Start Source records

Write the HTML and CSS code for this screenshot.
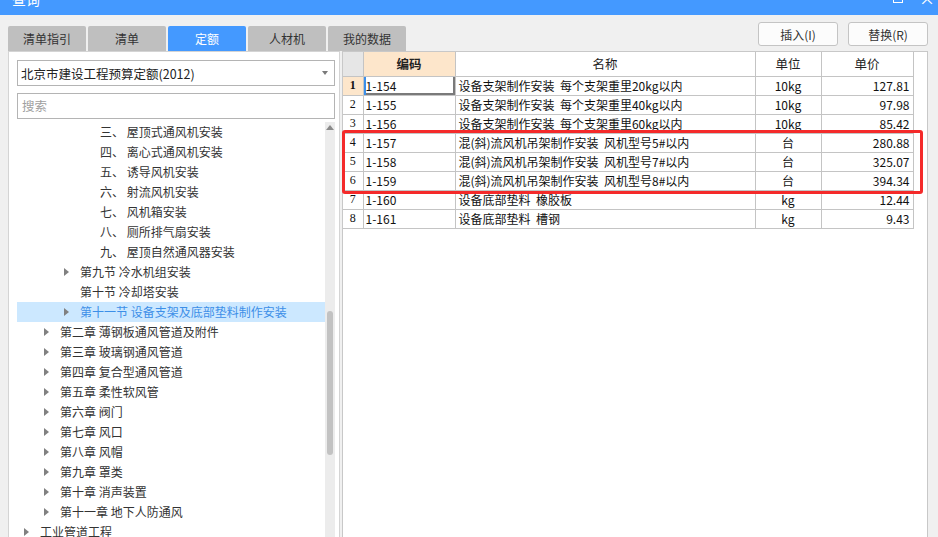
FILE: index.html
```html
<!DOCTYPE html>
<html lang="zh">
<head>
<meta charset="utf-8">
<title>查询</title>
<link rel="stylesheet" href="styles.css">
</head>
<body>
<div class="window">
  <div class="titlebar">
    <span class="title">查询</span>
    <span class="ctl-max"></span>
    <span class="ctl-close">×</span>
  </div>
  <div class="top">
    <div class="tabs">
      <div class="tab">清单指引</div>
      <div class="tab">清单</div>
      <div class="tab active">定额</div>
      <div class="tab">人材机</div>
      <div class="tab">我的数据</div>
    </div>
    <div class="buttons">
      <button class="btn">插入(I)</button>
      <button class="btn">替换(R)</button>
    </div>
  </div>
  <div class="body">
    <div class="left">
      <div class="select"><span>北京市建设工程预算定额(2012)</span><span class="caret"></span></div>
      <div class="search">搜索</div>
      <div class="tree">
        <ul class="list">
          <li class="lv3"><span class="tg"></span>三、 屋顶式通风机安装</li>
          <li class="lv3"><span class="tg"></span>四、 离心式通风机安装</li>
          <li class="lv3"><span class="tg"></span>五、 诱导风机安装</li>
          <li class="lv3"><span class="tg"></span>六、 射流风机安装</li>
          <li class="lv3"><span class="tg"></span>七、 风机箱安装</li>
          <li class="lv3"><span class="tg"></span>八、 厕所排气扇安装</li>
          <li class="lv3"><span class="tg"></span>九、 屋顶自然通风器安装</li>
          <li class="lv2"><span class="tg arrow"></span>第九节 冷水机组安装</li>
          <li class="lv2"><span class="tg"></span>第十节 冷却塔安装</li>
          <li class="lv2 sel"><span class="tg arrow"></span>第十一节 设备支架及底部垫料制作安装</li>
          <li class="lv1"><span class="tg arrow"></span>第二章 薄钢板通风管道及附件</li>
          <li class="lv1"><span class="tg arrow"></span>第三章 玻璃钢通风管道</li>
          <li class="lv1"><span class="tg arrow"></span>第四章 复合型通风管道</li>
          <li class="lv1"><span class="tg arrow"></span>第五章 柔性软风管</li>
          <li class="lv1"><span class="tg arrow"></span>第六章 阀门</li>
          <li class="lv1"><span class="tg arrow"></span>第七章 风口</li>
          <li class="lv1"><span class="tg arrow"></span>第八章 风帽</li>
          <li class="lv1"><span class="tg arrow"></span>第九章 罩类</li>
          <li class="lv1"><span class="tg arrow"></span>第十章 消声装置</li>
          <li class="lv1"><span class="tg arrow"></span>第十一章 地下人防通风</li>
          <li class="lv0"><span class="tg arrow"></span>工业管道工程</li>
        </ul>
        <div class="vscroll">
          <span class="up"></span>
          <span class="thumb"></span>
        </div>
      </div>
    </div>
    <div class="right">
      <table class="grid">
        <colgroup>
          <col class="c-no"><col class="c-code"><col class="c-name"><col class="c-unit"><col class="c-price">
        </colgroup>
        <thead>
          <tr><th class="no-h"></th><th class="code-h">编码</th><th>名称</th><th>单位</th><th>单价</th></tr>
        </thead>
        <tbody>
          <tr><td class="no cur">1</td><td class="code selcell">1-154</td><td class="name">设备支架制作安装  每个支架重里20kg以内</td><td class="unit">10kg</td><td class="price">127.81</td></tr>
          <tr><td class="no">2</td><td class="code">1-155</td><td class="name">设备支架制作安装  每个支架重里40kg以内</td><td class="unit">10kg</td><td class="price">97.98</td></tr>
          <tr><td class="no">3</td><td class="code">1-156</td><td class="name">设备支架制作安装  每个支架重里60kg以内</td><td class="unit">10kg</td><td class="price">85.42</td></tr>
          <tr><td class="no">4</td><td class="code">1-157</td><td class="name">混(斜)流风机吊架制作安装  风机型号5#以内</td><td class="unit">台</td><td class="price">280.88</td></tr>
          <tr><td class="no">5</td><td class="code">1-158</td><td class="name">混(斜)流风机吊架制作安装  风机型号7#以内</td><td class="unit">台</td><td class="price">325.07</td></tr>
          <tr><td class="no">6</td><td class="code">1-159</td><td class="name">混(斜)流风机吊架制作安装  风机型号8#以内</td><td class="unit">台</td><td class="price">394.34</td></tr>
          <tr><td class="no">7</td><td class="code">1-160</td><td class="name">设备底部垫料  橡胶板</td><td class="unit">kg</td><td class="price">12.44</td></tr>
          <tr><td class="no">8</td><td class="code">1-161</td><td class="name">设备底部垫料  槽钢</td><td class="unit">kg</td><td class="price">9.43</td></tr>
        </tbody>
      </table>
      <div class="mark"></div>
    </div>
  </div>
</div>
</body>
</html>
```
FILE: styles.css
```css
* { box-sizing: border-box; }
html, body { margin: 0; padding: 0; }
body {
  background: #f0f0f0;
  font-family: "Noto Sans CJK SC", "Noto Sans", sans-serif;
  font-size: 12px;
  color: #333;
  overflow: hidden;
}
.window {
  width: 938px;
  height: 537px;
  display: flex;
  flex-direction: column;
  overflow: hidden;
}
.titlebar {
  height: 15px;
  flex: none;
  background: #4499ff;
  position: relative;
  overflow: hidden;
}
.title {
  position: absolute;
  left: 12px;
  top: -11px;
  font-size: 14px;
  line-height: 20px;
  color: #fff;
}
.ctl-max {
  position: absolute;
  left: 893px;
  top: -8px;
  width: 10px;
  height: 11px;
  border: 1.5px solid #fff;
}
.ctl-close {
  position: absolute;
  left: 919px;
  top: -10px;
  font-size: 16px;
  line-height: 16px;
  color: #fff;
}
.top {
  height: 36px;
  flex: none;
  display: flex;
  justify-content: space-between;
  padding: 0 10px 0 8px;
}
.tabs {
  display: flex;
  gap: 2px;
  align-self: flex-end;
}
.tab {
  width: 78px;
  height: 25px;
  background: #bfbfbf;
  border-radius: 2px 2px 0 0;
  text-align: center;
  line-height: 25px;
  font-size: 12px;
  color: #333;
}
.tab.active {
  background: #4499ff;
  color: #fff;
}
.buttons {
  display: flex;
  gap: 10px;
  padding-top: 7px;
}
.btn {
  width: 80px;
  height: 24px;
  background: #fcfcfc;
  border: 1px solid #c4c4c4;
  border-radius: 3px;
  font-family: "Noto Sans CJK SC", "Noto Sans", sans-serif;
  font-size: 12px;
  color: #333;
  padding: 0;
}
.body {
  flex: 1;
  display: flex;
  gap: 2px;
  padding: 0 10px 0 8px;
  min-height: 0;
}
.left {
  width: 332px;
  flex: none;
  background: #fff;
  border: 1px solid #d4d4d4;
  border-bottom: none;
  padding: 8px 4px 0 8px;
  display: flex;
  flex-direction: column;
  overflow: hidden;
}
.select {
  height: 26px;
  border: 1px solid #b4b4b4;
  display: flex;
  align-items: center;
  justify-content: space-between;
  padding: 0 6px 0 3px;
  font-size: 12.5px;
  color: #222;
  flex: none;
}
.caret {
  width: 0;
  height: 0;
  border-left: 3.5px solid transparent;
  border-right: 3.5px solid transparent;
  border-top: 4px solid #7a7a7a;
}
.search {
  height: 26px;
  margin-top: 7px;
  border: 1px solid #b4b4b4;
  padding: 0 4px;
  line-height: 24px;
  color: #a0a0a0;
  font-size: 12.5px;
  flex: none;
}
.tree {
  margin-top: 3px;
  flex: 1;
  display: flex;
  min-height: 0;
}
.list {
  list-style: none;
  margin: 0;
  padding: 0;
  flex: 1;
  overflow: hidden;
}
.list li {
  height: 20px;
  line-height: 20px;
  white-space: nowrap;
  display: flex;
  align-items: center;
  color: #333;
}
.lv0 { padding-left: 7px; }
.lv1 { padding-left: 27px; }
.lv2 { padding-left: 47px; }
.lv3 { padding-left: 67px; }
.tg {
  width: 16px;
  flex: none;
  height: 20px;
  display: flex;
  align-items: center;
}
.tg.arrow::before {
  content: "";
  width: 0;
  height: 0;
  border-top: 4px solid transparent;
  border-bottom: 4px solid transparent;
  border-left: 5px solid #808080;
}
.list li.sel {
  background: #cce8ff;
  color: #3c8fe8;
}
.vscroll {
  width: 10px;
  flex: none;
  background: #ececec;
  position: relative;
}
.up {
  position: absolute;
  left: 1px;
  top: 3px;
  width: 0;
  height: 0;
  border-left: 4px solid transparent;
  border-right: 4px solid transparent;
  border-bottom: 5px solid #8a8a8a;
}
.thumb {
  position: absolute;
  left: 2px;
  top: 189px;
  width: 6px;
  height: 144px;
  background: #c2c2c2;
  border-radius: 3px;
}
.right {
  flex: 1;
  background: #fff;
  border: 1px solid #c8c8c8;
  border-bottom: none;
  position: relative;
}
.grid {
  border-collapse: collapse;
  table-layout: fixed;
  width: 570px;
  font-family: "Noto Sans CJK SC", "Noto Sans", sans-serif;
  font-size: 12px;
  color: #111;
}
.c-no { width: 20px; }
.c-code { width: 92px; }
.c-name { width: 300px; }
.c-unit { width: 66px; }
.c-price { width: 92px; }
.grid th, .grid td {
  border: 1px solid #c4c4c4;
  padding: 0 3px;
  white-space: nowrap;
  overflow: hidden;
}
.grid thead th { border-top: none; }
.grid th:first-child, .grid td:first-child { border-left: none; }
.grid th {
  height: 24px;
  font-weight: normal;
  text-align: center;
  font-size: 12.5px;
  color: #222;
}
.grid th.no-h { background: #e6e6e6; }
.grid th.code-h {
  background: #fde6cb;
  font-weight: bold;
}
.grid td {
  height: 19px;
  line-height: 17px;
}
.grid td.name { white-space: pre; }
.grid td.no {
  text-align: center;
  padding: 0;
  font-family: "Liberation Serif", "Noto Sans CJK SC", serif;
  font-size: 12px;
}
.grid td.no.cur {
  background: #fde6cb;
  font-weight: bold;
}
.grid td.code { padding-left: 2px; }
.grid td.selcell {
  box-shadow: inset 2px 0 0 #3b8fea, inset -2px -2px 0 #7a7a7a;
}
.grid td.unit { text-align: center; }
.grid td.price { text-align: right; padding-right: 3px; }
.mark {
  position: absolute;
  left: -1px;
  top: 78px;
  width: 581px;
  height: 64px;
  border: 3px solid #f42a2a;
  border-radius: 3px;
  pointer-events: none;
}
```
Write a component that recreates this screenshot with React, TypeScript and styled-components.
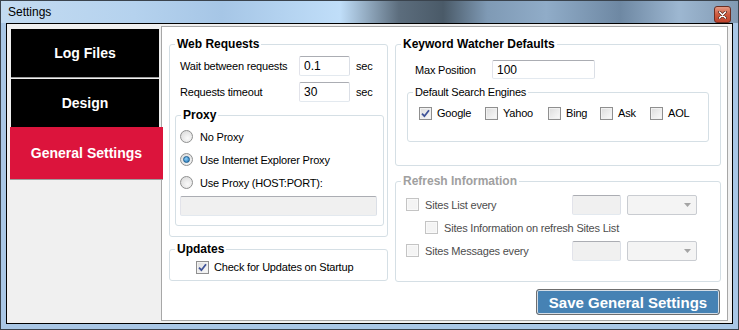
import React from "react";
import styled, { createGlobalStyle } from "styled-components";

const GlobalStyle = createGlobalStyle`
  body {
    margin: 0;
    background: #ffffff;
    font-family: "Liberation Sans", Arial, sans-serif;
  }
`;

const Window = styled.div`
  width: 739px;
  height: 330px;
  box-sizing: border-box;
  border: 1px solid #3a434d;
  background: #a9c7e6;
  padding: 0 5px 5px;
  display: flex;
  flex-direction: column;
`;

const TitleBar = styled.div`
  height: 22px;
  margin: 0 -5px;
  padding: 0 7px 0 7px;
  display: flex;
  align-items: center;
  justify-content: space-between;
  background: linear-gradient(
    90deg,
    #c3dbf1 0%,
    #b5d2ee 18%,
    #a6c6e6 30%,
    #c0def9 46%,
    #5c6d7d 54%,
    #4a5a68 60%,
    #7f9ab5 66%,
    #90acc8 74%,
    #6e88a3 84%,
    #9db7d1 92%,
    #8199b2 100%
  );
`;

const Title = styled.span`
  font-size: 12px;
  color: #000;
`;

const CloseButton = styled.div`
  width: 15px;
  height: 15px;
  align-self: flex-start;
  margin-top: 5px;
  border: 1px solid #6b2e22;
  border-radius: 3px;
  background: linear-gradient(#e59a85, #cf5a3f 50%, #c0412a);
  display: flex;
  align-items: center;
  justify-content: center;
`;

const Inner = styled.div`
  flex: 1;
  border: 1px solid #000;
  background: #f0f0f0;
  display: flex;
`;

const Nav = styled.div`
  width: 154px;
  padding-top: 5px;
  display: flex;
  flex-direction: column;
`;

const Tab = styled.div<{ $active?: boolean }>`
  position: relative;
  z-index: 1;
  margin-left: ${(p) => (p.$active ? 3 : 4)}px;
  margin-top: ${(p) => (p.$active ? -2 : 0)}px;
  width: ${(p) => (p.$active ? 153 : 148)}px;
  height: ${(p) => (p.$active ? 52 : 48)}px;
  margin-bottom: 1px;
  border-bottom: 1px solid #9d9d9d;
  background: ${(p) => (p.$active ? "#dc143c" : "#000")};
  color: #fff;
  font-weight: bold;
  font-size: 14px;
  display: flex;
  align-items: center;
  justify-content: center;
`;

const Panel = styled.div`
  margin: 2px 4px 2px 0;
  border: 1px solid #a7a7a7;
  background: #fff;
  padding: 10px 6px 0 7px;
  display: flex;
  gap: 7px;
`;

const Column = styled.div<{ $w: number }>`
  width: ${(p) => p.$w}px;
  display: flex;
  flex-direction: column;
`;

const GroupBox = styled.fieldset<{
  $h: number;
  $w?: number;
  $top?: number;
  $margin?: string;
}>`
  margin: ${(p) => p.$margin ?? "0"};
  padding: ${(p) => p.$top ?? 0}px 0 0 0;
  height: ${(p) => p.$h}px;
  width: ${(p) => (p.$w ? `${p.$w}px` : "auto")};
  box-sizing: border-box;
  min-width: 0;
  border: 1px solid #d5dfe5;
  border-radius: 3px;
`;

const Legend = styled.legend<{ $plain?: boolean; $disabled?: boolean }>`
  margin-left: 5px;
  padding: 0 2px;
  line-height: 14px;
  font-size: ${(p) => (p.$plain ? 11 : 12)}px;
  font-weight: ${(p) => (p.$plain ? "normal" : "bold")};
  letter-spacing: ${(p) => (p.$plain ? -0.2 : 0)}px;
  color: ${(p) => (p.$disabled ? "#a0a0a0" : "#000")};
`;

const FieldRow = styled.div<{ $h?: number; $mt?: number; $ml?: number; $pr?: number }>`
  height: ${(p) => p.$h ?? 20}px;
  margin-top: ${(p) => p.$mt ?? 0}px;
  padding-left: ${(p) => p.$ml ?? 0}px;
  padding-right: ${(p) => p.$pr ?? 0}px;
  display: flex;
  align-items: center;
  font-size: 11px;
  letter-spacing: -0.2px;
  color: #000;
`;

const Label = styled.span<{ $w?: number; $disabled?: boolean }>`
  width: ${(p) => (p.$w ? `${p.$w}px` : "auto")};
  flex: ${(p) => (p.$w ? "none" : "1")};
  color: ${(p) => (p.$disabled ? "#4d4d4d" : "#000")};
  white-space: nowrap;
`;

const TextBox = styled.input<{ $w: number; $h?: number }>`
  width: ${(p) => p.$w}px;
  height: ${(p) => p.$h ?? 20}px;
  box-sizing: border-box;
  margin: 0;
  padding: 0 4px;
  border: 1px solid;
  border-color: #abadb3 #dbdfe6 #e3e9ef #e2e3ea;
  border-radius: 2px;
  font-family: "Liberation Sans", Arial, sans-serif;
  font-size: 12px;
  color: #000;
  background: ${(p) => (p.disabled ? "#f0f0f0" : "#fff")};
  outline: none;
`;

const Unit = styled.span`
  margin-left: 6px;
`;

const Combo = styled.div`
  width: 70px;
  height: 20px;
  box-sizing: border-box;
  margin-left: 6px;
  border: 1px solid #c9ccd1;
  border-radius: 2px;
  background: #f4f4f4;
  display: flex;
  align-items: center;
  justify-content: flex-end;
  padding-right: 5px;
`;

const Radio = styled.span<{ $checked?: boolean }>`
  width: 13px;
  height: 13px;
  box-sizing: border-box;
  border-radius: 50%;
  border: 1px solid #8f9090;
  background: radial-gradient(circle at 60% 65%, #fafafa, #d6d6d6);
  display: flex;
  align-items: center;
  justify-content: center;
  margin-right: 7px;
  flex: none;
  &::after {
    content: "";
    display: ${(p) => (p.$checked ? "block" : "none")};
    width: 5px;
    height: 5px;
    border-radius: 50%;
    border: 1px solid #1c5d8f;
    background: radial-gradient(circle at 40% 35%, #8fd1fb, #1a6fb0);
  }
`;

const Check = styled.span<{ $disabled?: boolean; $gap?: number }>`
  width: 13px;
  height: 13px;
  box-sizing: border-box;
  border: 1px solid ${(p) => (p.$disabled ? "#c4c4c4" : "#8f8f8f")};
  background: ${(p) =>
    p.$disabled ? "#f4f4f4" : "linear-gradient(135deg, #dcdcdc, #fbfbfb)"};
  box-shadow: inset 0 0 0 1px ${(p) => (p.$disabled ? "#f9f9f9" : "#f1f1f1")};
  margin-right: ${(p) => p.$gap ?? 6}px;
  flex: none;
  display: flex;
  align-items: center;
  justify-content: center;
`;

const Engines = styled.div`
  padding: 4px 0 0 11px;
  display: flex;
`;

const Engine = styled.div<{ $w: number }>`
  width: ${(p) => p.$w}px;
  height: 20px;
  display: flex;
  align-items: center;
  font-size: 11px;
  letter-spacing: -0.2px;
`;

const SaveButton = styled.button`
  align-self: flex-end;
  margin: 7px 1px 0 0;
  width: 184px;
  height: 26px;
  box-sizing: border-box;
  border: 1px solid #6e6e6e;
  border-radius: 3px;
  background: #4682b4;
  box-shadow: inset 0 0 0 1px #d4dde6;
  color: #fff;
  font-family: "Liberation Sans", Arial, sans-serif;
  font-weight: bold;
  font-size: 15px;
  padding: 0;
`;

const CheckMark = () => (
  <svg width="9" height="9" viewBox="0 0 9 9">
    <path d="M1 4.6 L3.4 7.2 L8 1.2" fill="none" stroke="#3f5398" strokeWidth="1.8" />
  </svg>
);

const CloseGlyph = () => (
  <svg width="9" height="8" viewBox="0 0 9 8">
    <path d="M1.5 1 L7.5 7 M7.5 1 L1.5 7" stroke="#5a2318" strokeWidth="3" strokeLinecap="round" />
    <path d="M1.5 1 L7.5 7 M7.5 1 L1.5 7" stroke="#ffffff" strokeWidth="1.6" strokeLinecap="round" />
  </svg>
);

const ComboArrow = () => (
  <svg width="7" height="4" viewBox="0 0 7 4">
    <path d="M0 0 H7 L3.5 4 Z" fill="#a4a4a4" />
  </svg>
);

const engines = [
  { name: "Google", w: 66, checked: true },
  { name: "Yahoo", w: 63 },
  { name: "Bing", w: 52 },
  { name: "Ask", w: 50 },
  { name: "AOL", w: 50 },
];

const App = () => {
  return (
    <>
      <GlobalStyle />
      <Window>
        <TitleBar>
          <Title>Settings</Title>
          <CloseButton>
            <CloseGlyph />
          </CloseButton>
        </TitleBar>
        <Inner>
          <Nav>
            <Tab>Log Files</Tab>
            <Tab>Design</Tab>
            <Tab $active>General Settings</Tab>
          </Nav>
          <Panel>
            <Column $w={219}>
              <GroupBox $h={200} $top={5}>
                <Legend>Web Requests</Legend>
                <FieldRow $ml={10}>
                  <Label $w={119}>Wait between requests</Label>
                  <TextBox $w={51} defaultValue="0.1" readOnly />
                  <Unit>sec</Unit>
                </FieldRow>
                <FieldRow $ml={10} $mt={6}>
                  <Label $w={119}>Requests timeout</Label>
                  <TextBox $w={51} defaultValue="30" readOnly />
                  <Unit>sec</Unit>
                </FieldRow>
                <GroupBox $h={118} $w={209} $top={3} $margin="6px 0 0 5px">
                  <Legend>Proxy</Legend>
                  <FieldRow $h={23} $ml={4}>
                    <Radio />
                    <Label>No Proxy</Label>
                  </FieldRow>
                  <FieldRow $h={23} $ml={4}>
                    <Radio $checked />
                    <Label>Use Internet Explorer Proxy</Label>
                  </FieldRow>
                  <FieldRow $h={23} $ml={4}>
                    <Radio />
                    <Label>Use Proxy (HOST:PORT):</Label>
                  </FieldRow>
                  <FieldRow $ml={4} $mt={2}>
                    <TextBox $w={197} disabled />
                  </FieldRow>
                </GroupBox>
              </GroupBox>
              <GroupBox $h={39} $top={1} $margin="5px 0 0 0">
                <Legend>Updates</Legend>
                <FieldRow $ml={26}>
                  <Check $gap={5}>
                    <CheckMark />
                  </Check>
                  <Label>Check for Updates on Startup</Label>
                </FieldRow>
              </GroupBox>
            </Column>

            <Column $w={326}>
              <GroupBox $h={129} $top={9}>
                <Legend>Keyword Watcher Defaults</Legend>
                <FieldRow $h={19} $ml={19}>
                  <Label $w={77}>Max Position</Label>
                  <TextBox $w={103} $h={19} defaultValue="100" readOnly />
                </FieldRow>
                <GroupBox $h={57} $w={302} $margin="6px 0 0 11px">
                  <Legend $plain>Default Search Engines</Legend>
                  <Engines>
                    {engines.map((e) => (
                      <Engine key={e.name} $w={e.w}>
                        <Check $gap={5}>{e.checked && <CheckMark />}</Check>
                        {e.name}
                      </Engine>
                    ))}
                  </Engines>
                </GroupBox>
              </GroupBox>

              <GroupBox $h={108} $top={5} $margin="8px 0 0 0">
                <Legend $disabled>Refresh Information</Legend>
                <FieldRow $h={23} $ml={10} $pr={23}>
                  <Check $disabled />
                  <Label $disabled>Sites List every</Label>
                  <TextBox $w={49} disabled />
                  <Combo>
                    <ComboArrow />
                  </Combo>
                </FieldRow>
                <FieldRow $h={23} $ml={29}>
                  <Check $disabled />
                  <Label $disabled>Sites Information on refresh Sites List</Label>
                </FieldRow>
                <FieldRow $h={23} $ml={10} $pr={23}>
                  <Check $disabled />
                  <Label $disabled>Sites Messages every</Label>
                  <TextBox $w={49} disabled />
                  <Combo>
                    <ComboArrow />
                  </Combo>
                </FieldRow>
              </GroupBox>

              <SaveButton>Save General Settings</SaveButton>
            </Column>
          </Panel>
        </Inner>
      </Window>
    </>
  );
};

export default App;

End Source records

• Set exercise: Of all the lines in the listing above, how many contain the word "React"? Answer with the number alone.

• Solution: 2